* [REQUEST] List every line below containing "React".
# Start of COLLECTED DATA
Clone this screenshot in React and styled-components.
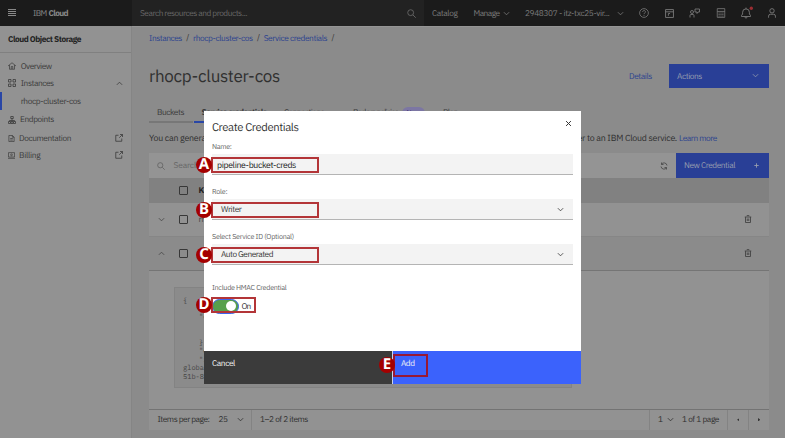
import React, { useLayoutEffect, useRef, useState } from 'react';
import styled, { createGlobalStyle } from 'styled-components';

const Global = createGlobalStyle`
  * { box-sizing: border-box; }
  html, body { margin: 0; width: 785px; height: 438px; overflow: hidden; }
  body { font-family: "IBM Plex Sans", Roboto, "Liberation Sans", sans-serif; font-size: 8.5px; line-height: 10px; color: #303030; background: #8b8b8b; text-rendering: geometricPrecision; }
  svg { display: block; flex: none; }
`;

const Label = styled.span`
  display: inline-block;
  flex: none;
  white-space: pre;
  font-size: ${p => p.$size || 8.3}px;
  line-height: ${p => (p.$size > 9 ? '1.25' : '10px')};
  padding-top: ${p => (p.$size && p.$size !== 8.8 ? 0 : 1.5)}px;
  font-weight: ${p => p.$weight || 400};
  color: ${p => p.$color || 'inherit'};
  font-family: ${p => (p.$mono ? '"IBM Plex Mono", "Liberation Mono", monospace' : 'inherit')};
`;

/* A label whose tracking is adjusted so that it fills a given measure. */
function Text({ w, size, weight, color, mono, children }) {
  const ref = useRef(null);
  const [tracking, setTracking] = useState(0);
  useLayoutEffect(() => {
    if (!w) return;
    const natural = ref.current.getBoundingClientRect().width;
    setTracking((w - natural) / ref.current.textContent.length);
  }, [w]);
  return (
    <Label ref={ref} $size={size} $weight={weight} $color={color} $mono={mono} style={{ letterSpacing: tracking }}>
      {children}
    </Label>
  );
}

const Page = styled.div`
  position: relative; width: 785px; height: 438px; overflow: hidden;
  display: flex; flex-direction: column; background: #8b8b8b;
`;
const Header = styled.header`
  height: 26px; flex: none; display: flex; background: #1b1b1b; color: #7b7b7b;
`;
const Brand = styled.div`
  width: 132px; padding-left: 8px; display: flex; align-items: center; gap: 17px; color: #888;
`;
const BrandName = styled.div`display: flex; gap: 2px;`;
const Search = styled.div`
  width: 292px; padding: 0 8px 0 8px; display: flex; align-items: center; justify-content: space-between;
  background: #222; color: #686868;
`;
const TopNav = styled.nav`flex: 1; display: flex; align-items: center; padding-left: 8px;`;
const NavLink = styled.div`
  display: flex; align-items: center; gap: ${p => p.$gap || 0}px; width: ${p => p.$w}px;
`;
const IconStrip = styled.div`display: flex; align-items: center;`;
const IconSlot = styled.div`width: 25.6px; display: flex; justify-content: center;`;

const Body = styled.div`flex: 1; display: flex; min-height: 0;`;
const Sidebar = styled.aside`
  width: 132px; flex: none; background: #929292; border-right: 1px solid #858585; display: flex; flex-direction: column; color: #3b3b3b;
`;
const SideTitle = styled.div`
  height: 26.5px; display: flex; align-items: center; padding-left: 8px; border-bottom: 1px solid #808080; color: #222; margin-bottom: 4.5px;
`;
const SideItem = styled.div`
  height: ${p => p.$h || 17.6}px; display: flex; align-items: center; gap: ${p => p.$gap || 4}px; padding: 0 8px 0 8px;
  svg:last-child { margin-left: ${p => (p.$end ? 'auto' : '0')}; }
`;
const SideChild = styled.div`
  height: 17.5px; display: flex; align-items: center; padding-left: 18.7px; border-left: 2px solid #2946a6;
`;

const Main = styled.main`
  flex: 1; padding: 0 16.5px 0 17px; display: flex; flex-direction: column; min-width: 0; border-top: 1px solid #959595;
`;
const Crumbs = styled.div`
  height: 21.5px; display: flex; align-items: center; gap: 4.3px; color: #2b438f;
`;
const Slash = styled.span`color: #333; width: 2.5px; font-size: 8px; padding-top: 1px;`;
const TitleRow = styled.div`
  height: 24.5px; margin-top: 15px; display: flex; align-items: center; justify-content: space-between;
`;
const Title = styled.div`padding-top: 2px;`;
const TitleActions = styled.div`display: flex; align-items: center; gap: 17px; height: 100%;`;
const Button = styled.div`
  width: ${p => p.$w}px; height: 100%; background: #293f96; color: #969daf;
  display: flex; align-items: center; justify-content: space-between; padding: 0 10px 0 8px; flex: none;
`;
const Tabs = styled.div`height: 20px; margin-top: 15px; display: flex; color: #3a3a3a;`;
const Tab = styled.div`
  width: ${p => p.$w}px; margin-right: 1px; padding: 1px 0 0 8px; flex: none; display: flex; align-items: center; gap: 4px;
  border-bottom: 2px solid ${p => (p.$on ? '#2946a6' : '#777')};
`;
const Tag = styled.span`
  width: 23px; height: 12px; border-radius: 6px; background: #7c76a3; color: #44377e; display: flex; align-items: center; justify-content: center;
`;
const Intro = styled.div`height: 30px; display: flex; align-items: center; gap: 2px; white-space: nowrap;`;

const Toolbar = styled.div`
  height: 25px; flex: none; display: flex; background: #949494; align-items: center; padding-left: 8px; color: #666;
`;
const ToolbarSearch = styled.div`flex: 1; display: flex; align-items: center; gap: 8.5px;`;
const RefreshSlot = styled.div`padding-right: 8.5px; color: #444;`;
const Row = styled.div`
  height: ${p => p.$h}px; flex: none; display: flex; align-items: center; background: ${p => p.$bg};
  border-bottom: 1px solid ${p => p.$line}; color: #444; padding: 0 17px 0 8px;
`;
const ToggleCell = styled.div`width: 22px; padding-left: 0.5px;`;
const CheckCell = styled.div`width: 19.5px;`;
const Check = styled.div`width: 9px; height: 9px; border: 1px solid #373737; border-radius: 1px;`;
const RowEnd = styled.div`margin-left: auto;`;
const Detail = styled.div`height: 138px; flex: none; background: #929292; padding: 16.5px 0 0 25px;`;
const Code = styled.div`
  width: 398px; height: 101px; background: #8b8b8b; border: 1px solid #838383; padding: 8px 0 0 8px;
  display: grid; grid-template-rows: 16px 25.7px 8.5px 8.8px 8.3px 8.5px; color: #444;
`;
const CodeLine = styled.div`padding-left: ${p => p.$in || 0}px; white-space: pre; line-height: 8px;`;
const Pager = styled.div`
  height: 21px; flex: none; background: #929292; border-top: 1px solid #737373; display: flex; color: #2f2f2f;
`;
const PagerCell = styled.div`
  width: ${p => p.$w}px; flex: none; display: flex; align-items: center; padding-left: ${p => p.$pad}px;
  gap: ${p => p.$gap || 0}px; border-left: ${p => (p.$line ? '1px solid #838383' : '0')};
  margin-left: ${p => (p.$push ? 'auto' : '0')};
`;

const Modal = styled.section`
  position: absolute; left: 204px; top: 111px; width: 377px; height: 273px; background: #fff;
  display: flex; flex-direction: column; color: #333;
`;
const ModalHead = styled.div`
  height: 31px; display: flex; justify-content: space-between; padding: 9px 9px 0 8px;
`;
const ModalTitle = styled.div`padding-top: 0.5px;`;
const ModalBody = styled.div`flex: 1; padding: 0 8px; display: flex; flex-direction: column;`;
const FieldLabel = styled.div`height: ${p => p.$h || 12}px; flex: none; display: flex; color: #666;`;
const Field = styled.div`
  height: 21px; flex: none; background: #f3f3f3; border-bottom: 1px solid #b4b4b4; display: flex; align-items: center;
  justify-content: space-between; padding: ${p => (p.$input ? '3.5px 9px 0 5px' : '0 9px 0 9px')}; margin-bottom: ${p => p.$mb}px;
`;
const SwitchRow = styled.div`display: flex; align-items: center; gap: 3px; margin-top: 5px;`;
const Switch = styled.div`
  width: 26.5px; height: 15px; border-radius: 8px; border: 1px solid #3c65f0; background: #57a04c;
  display: flex; align-items: center; justify-content: flex-end; padding-right: 2px;
`;
const Knob = styled.div`width: 10px; height: 10px; border-radius: 50%; background: #fff;`;
const ModalFoot = styled.div`height: 33px; flex: none; display: flex;`;
const FootButton = styled.div`
  flex: 1; padding: 6.5px 0 0 8px; color: #f4f4f4; background: ${p => (p.$primary ? '#3b62fc' : '#3b3b3b')};
  border-left: ${p => (p.$primary ? '1px solid #cbd3ee' : '0')};
`;

const Outline = styled.div`
  position: absolute; left: ${p => p.$x}px; top: ${p => p.$y}px; width: ${p => p.$w}px; height: ${p => p.$h}px;
  border: 2px solid ${p => p.$color || '#b33538'};
`;
const Badge = styled.div`
  position: absolute; left: ${p => p.$x - 8}px; top: ${p => p.$y - 8}px; width: 16px; height: 16px; border-radius: 50%;
  background: #a40000; color: #fff; display: flex; align-items: center; justify-content: center;
  font: 700 15px/15px "Noto Sans", sans-serif; padding-bottom: 1px;
`;

function Icon({ size = 10, children, sw = 1 }) {
  return (
    <svg width={size} height={size} viewBox="0 0 16 16" fill="none" stroke="currentColor" strokeWidth={sw * 16 / size}>
      {children}
    </svg>
  );
}
const Chevron = ({ up, size = 7 }) => (
  <Icon size={size} sw={0.8}><path d={up ? 'M2 11L8 5l6 6' : 'M2 5l6 6 6-6'} /></Icon>
);
const Magnifier = ({ size = 9 }) => <Icon size={size} sw={0.9}><circle cx="6.5" cy="6.5" r="5.2" /><path d="M10.5 10.5L15.5 15.5" /></Icon>;
const Menu = () => (
  <svg width="8" height="8" viewBox="0 0 8 8" stroke="currentColor" strokeWidth="1"><path d="M0 .5h8M0 2.5h8M0 4.5h8M0 6.5h8" shapeRendering="crispEdges" /></svg>
);
const Help = () => (
  <Icon size={10} sw={0.8}><circle cx="8" cy="8" r="7" /><path d="M5.8 6.4c0-3 4.6-3 4.6-.2C10.4 8 8 7.7 8 9.7M8 11v1.6" /></Icon>
);
const Panel = () => <Icon size={9} sw={0.9}><path d="M1 1h14v14H1zM1 5h14M6 8v4M6 8h3" /></Icon>;
const Feedback = () => (
  <svg width="11" height="10" viewBox="0 0 22 20" fill="none" stroke="currentColor" strokeWidth="1.7">
    <circle cx="6" cy="8" r="3" /><path d="M2 19v-4q0-2 2-2h4q2 0 2 2v4M12 2h9v6h-3l-2 3v-3h-4z" />
  </svg>
);
const Calculator = () => (
  <Icon size={10} sw={0.8}><path d="M2 1h12v14H2zM2 5.5h12" /><path d="M4 8h8M4 10.5h8M4 13h8" strokeDasharray="2 1" /></Icon>
);
const Bell = () => (
  <svg width="14" height="14" viewBox="0 0 14 14" fill="none" stroke="currentColor" strokeWidth=".9">
    <path d="M2.5 10.5h9v-1L10.4 8V6.3a3.4 3.4 0 0 0-6.8 0V8L2.5 9.5zM7 1.6v1.3M5.5 11q1.5 2.4 3 0" />
    <circle cx="12.3" cy="2.3" r="1.7" fill="#9b2d32" stroke="none" />
  </svg>
);
const User = () => <Icon size={10} sw={0.9}><circle cx="8" cy="4.5" r="3.5" /><path d="M2.5 15.5V13q0-3 3-3h5q3 0 3 3v2.5" /></Icon>;
const Home = () => <Icon size={8} sw={0.7}><path d="M0 8l8-6.5L16 8M3 6v8.5h10V6M6.5 14V9h3v5" /></Icon>;
const Squares = () => <Icon size={8} sw={0.8}><path d="M1 1h5v5H1zM10 1h5v5h-5zM1 10h5v5H1zM10 10h5v5h-5z" /></Icon>;
const Network = () => <Icon size={8} sw={0.8}><path d="M5.5 1h5v4h-5zM8 5v4M3 11V9h10v2M1 11h4v4H1zM6 11h4v4H6zM11 11h4v4h-4z" /></Icon>;
const Doc = () => <Icon size={7} sw={0.7}><path d="M2 1h8l4 4v10H2zM10 1v4h4M5 8h6M5 11.5h6" /></Icon>;
const Bill = () => <Icon size={7} sw={0.7}><path d="M1 1.5h14v10H1zM0 14.5h16" /><circle cx="8" cy="6.5" r="2" /></Icon>;
const Launch = () => <Icon size={8} sw={0.8}><path d="M7 2.5H1.5v12h12V9M10 1h5v5M15 1L8.5 7.5" /></Icon>;
const Refresh = () => <Icon size={8} sw={0.8}><path d="M14 7A6 6 0 0 0 3 4.5M3 1v4h4M2 9a6 6 0 0 0 11 2.5M13 15v-4H9" /></Icon>;
const Plus = () => <Icon size={5} sw={0.9}><path d="M8 1v14M1 8h14" /></Icon>;
const Trash = () => <Icon size={8} sw={0.9}><path d="M1.5 4h13M3 4v11h10V4M5.5 1.2h5M6.5 7v5M9.5 7v5" /></Icon>;
const Close = () => <Icon size={7} sw={1}><path d="M2.5 2.5l11 11M13.5 2.5l-11 11" /></Icon>;
const Arrow = ({ right }) => (
  <svg width="2.5" height="3.5" viewBox="0 0 3 4" fill="#333"><path d={right ? 'M0 0L3 2 0 4z' : 'M3 0L0 2l3 2z'} /></svg>
);

const tools = [Help, Panel, Feedback, Calculator, Bell, User];

const steps = [
  { id: 'A', x: 204, y: 165, box: [211, 157, 108, 16] },
  { id: 'B', x: 204, y: 210, box: [211, 202, 108, 16] },
  { id: 'C', x: 204, y: 255, box: [211, 247, 108, 16] },
  { id: 'D', x: 204, y: 305, box: [211, 297, 45, 16] },
  { id: 'E', x: 387, y: 365, box: [393, 354, 35, 23], color: '#981835' },
];

export default function App() {
  return (
    <Page>
      <Global />
      <Header>
        <Brand>
          <Menu />
          <BrandName><Text w={13.5}>IBM</Text><Text w={19.5} weight={700}>Cloud</Text></BrandName>
        </Brand>
        <Search><Text w={107}>Search resources and products...</Text><Magnifier /></Search>
        <TopNav>
          <NavLink $w={41.5}><Text w={25.5}>Catalog</Text></NavLink>
          <NavLink $w={51.5} $gap={3}><Text w={26}>Manage</Text><Chevron /></NavLink>
          <NavLink $w={106} $gap={7}><Text w={84.5}>2948307 - itz-txc25-vir...</Text><Chevron /></NavLink>
          <IconStrip>{tools.map((Tool, i) => <IconSlot key={i}><Tool /></IconSlot>)}</IconStrip>
        </TopNav>
      </Header>
      <Body>
        <Sidebar>
          <SideTitle><Text w={73} weight={700}>Cloud Object Storage</Text></SideTitle>
          <SideItem $gap={4.7}><Home /><Text w={31}>Overview</Text></SideItem>
          <SideItem $gap={4.7} $end><Squares /><Text w={33}>Instances</Text><Chevron up /></SideItem>
          <SideChild><Text w={60}>rhocp-cluster-cos</Text></SideChild>
          <SideItem $h={20}><Network /><Text w={34}>Endpoints</Text></SideItem>
          <SideItem $h={17} $end><Doc /><Text w={52}>Documentation</Text><Launch /></SideItem>
          <SideItem $end><Bill /><Text w={21.5}>Billing</Text><Launch /></SideItem>
        </Sidebar>
        <Main>
          <Crumbs>
            <Text w={33}>Instances</Text><Slash>/</Slash>
            <Text w={59.5}>rhocp-cluster-cos</Text><Slash>/</Slash>
            <Text w={63.5}>Service credentials</Text><Slash>/</Slash>
          </Crumbs>
          <TitleRow>
            <Title><Text w={131} size={17}>rhocp-cluster-cos</Text></Title>
            <TitleActions>
              <Text w={23} color="#2b438f">Details</Text>
              <Button $w={99.5}><Text w={25}>Actions</Text><Chevron /></Button>
            </TitleActions>
          </TitleRow>
          <Tabs>
            <Tab $w={43.5}><Text w={27}>Buckets</Text></Tab>
            <Tab $w={81.5} $on><Text w={65} weight={700}>Service credentials</Text></Tab>
            <Tab $w={68}><Text w={40}>Connections</Text></Tab>
            <Tab $w={89}><Text w={45}>Backup policies</Text><Tag><Text size={7}>New</Text></Tag></Tab>
            <Tab $w={42}><Text w={15}>Plan</Text></Tab>
          </Tabs>
          <Intro>
            <Text w={528} size={8.8}>You can generate a new set of credentials for cases where you want to manually connect an app or external consumer to an IBM Cloud service.</Text>
            <Text w={38} color="#2b438f">Learn more</Text>
          </Intro>
          <Toolbar>
            <ToolbarSearch><Magnifier size={8} /><Text w={25}>Search</Text></ToolbarSearch>
            <RefreshSlot><Refresh /></RefreshSlot>
            <Button $w={92.5}><Text w={51}>New Credential</Text><Plus /></Button>
          </Toolbar>
          <Row $h={25} $bg="#818181" $line="#818181">
            <ToggleCell /><CheckCell><Check /></CheckCell><Text weight={700} color="#222">Key Name</Text>
          </Row>
          <Row $h={33.5} $bg="#929292" $line="#868686">
            <ToggleCell><Chevron /></ToggleCell><CheckCell><Check /></CheckCell><Text>rhocp-cos-creds</Text><RowEnd><Trash /></RowEnd>
          </Row>
          <Row $h={34} $bg="#8b8b8b" $line="#757575">
            <ToggleCell><Chevron up /></ToggleCell><CheckCell><Check /></CheckCell><Text>cos-creds</Text><RowEnd><Trash /></RowEnd>
          </Row>
          <Detail>
            <Code>
              <CodeLine><Text mono size={7}>{'{'}</Text></CodeLine>
              <CodeLine $in={16}><Text mono size={7}>"cos_hmac_keys": {'{'}</Text></CodeLine>
              <CodeLine $in={16}><Text mono size={7}>{'},'}</Text></CodeLine>
              <CodeLine $in={16}><Text mono size={7}>"endpoints":</Text></CodeLine>
              <CodeLine $in={16}><Text mono size={7}>"iam_apikey":</Text></CodeLine>
              <CodeLine><Text mono size={7}>global:a/9</Text></CodeLine>
              <CodeLine><Text mono size={7}>51b-84c2::</Text></CodeLine>
            </Code>
          </Detail>
          <Pager>
            <PagerCell $w={102} $pad={8.5} $gap={9}><Text w={52}>Items per page:</Text><Text w={9}>25</Text><Chevron /></PagerCell>
            <PagerCell $w={70} $pad={8} $line><Text w={48}>1–2 of 2 items</Text></PagerCell>
            <PagerCell $w={78} $pad={8} $gap={4.5} $line $push><Text w={4}>1</Text><Chevron /><PagerCell $w={46} $pad={4}><Text w={37}>1 of 1 page</Text></PagerCell></PagerCell>
            <PagerCell $w={20.5} $pad={8.5} $line><Arrow /></PagerCell>
            <PagerCell $w={21} $pad={9} $line><Arrow right /></PagerCell>
          </Pager>
        </Main>
      </Body>

      <Modal>
        <ModalHead><ModalTitle><Text w={86.5} size={11.3}>Create Credentials</Text></ModalTitle><Close /></ModalHead>
        <ModalBody>
          <FieldLabel><Text w={19.5} size={7.2}>Name:</Text></FieldLabel>
          <Field $input $mb={12}><Text w={79} size={8.7} color="#222">pipeline-bucket-creds</Text></Field>
          <FieldLabel><Text w={15.5} size={7.2}>Role:</Text></FieldLabel>
          <Field $mb={12}><Text w={20.5}>Writer</Text><Chevron /></Field>
          <FieldLabel><Text w={82} size={7.2}>Select Service ID (Optional)</Text></FieldLabel>
          <Field $mb={17.5}><Text w={52}>Auto Generated</Text><Chevron /></Field>
          <FieldLabel $h={11}><Text w={74.5} size={7.2}>Include HMAC Credential</Text></FieldLabel>
          <SwitchRow><Switch><Knob /></Switch><Text w={9}>On</Text></SwitchRow>
        </ModalBody>
        <ModalFoot>
          <FootButton><Text w={23}>Cancel</Text></FootButton>
          <FootButton $primary><Text w={13.5}>Add</Text></FootButton>
        </ModalFoot>
      </Modal>

      {steps.map(({ id, x, y, box, color }) => (
        <React.Fragment key={id}>
          <Outline $x={box[0]} $y={box[1]} $w={box[2]} $h={box[3]} $color={color} />
          <Badge $x={x} $y={y}>{id}</Badge>
        </React.Fragment>
      ))}
    </Page>
  );
}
# End of COLLECTED DATA
* [RESPONSE]
Clone this screenshot in React and styled-components.
import React, { useLayoutEffect, useRef, useState } from 'react';
        <React.Fragment key={id}>
        </React.Fragment>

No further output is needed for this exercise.